25 January 2009

The Post with No Name

All names have meanings, at least originally. (Admittedly some of them mostly mean "Look how stupid my parents are.")

"Philip Alexander Purser-Hallard", for instance, means "Lover of Horses, Saviour of Men, Steward, Steward" in Greek, Anglo-Norman and Anglo-Saxon[1]. Even in English, a good many names are more transparent than that, as both Heath Ledger and River Phoenix could attest if they didn't have that other thing in common.

In some cultures, personal names routinely have entirely transparent meanings, so that the most common Chinese surnames mean things like "Fruit", "King" and "Willow Tree". Generally, however, when people have transparent names, we refer to them by the same sounds they use when speaking their own language, rather than attempting to translate them.

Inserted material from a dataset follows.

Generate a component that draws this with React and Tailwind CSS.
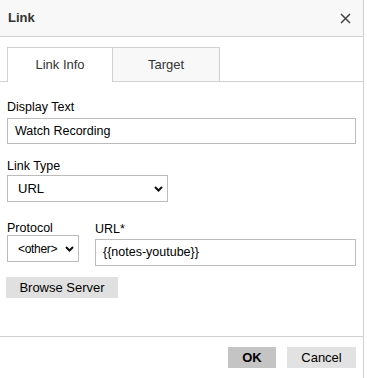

The major exception to this, bizarrely enough, would appear to be members of the Lakota tribes of Native North Americans, such as Sitting Bull, Crazy Horse, Red Cloud et al, all of whose names sound -- unless you have a problem with "foreign" words per se -- perfectly reasonable in Lakota.

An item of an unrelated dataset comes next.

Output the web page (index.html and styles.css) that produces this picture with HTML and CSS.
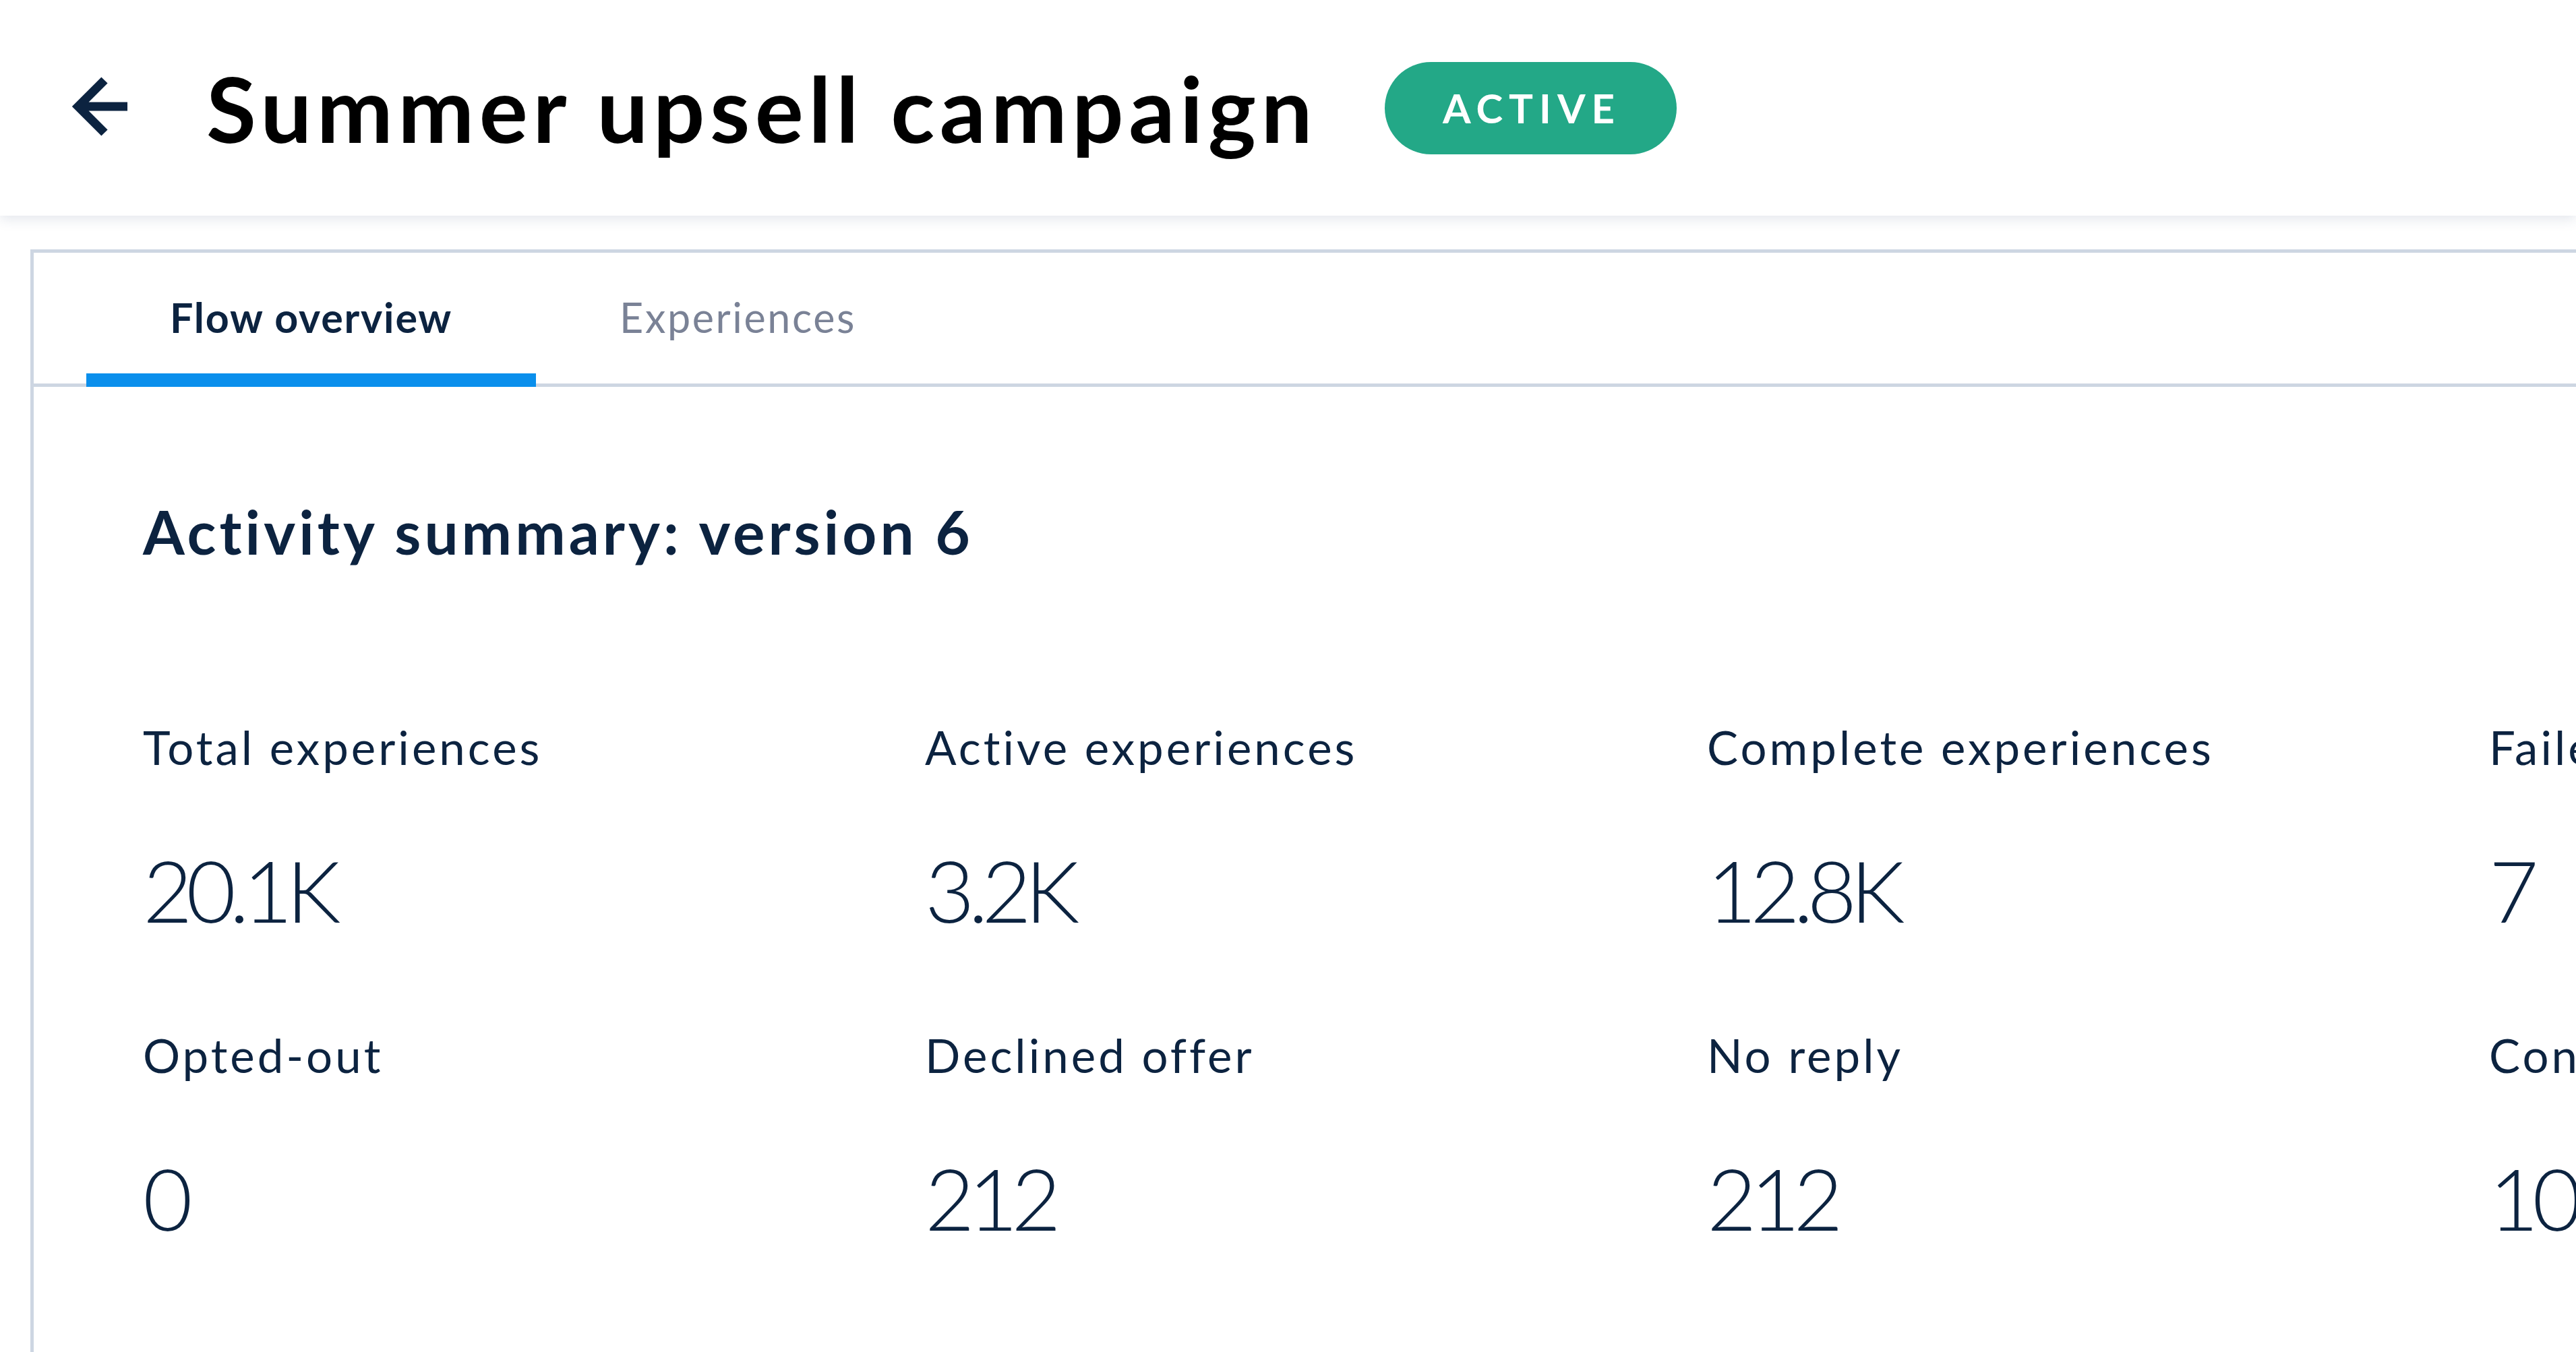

The other borderline instances -- that I can think of, at least -- are fictional Chinese women, such as Rupert Bear's friend Tiger Lily (who may in any case be named after Peter Pan's friend Tiger Lily, who is -- very broadly speaking -- a Native American). There's a walk-on Hong Kong masseuse in Die Another Day who's named Peaceful Fountains of Desire, but that seems to be a throwaway racist / sexist joke for the old-guard Bond fans. In any case, the intention is to make the exotic seem less threatening (and therefore fit for childhood companionship and / or shagging) by familiarising it.

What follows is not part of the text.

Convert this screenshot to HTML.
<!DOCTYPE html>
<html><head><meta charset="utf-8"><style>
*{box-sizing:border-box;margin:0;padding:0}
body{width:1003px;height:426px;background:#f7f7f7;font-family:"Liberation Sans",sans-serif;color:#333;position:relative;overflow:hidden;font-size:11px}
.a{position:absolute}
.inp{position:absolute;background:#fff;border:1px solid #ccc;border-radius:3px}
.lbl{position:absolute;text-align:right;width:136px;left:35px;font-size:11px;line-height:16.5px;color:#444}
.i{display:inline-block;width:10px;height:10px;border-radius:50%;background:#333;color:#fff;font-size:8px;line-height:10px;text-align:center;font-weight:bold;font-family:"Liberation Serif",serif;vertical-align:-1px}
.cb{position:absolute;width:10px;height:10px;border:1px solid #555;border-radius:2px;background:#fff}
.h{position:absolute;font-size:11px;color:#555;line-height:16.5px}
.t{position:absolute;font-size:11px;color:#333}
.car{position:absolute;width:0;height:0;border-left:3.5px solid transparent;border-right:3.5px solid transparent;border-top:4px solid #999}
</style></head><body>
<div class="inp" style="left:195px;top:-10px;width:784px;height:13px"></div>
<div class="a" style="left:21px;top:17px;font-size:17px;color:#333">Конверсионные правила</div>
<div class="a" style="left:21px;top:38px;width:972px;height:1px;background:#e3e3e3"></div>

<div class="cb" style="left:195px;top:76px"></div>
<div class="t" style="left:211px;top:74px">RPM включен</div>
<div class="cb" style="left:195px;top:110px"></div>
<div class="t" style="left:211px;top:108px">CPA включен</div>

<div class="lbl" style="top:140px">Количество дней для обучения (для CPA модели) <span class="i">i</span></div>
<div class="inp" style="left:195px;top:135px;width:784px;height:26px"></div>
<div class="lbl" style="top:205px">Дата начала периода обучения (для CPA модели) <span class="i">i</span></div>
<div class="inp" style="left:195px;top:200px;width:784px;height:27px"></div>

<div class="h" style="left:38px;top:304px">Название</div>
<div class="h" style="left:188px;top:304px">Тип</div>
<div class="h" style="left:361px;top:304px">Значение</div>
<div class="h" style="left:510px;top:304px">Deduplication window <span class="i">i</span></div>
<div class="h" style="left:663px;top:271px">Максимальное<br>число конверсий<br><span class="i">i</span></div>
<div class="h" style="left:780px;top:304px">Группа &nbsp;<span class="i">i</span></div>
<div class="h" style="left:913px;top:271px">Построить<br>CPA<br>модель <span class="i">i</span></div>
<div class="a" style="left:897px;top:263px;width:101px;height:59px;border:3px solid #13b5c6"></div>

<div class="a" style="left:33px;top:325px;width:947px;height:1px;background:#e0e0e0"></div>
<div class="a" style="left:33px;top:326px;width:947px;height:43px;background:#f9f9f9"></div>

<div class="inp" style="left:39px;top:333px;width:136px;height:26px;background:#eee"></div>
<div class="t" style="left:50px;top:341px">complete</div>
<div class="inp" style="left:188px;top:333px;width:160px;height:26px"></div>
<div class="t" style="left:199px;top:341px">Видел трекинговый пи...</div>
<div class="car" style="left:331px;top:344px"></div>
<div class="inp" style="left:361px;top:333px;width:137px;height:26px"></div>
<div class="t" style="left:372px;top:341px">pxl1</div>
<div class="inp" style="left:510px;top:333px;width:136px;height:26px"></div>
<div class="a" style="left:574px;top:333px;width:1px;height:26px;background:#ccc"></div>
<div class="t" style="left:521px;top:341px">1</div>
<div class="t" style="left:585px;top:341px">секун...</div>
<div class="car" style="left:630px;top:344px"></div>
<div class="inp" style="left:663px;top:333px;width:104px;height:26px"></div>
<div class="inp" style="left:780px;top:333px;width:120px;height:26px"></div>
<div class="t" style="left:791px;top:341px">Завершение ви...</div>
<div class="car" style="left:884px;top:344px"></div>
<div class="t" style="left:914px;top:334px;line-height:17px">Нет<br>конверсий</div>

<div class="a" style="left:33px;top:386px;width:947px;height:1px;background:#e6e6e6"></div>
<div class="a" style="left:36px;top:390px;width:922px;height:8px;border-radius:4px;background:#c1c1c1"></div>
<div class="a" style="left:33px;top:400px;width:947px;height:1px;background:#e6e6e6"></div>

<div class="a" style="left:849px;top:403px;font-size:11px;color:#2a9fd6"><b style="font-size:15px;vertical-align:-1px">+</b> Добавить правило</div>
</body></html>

Sitting Bull and co I'm less sure about. Is the idea that people who name themselves after everyday objects must be inherently more primitive than people with perfectly sensible names like, say, Earp or Custer? The practice doesn't seem to extend even to other Native American tribes, so I'm guessing it's something very specific about the Lakota's interaction with Anglophone settlers.

I wonder whether a history of North American colonisation written in, say, Spanish would talk about "Tatanka Iyotanka" or "Toro Sentado"[2]?
[1] Actually, I'm not altogether sure what "Hallard" means. This site gives two entirely different etymologies, but family tradition tends to go with the first one, "hall-ward" -- supposedly meaning something along the lines of a butler or estates manager. Although it could equally mean the bloke who guarded the door, I'm amused by the idea that it means essentially the same as B.'s original surname of "Purser".
[2] Any linguistic solecisms are my own. [Edit: And actually, a quick google would have given me my answer there.]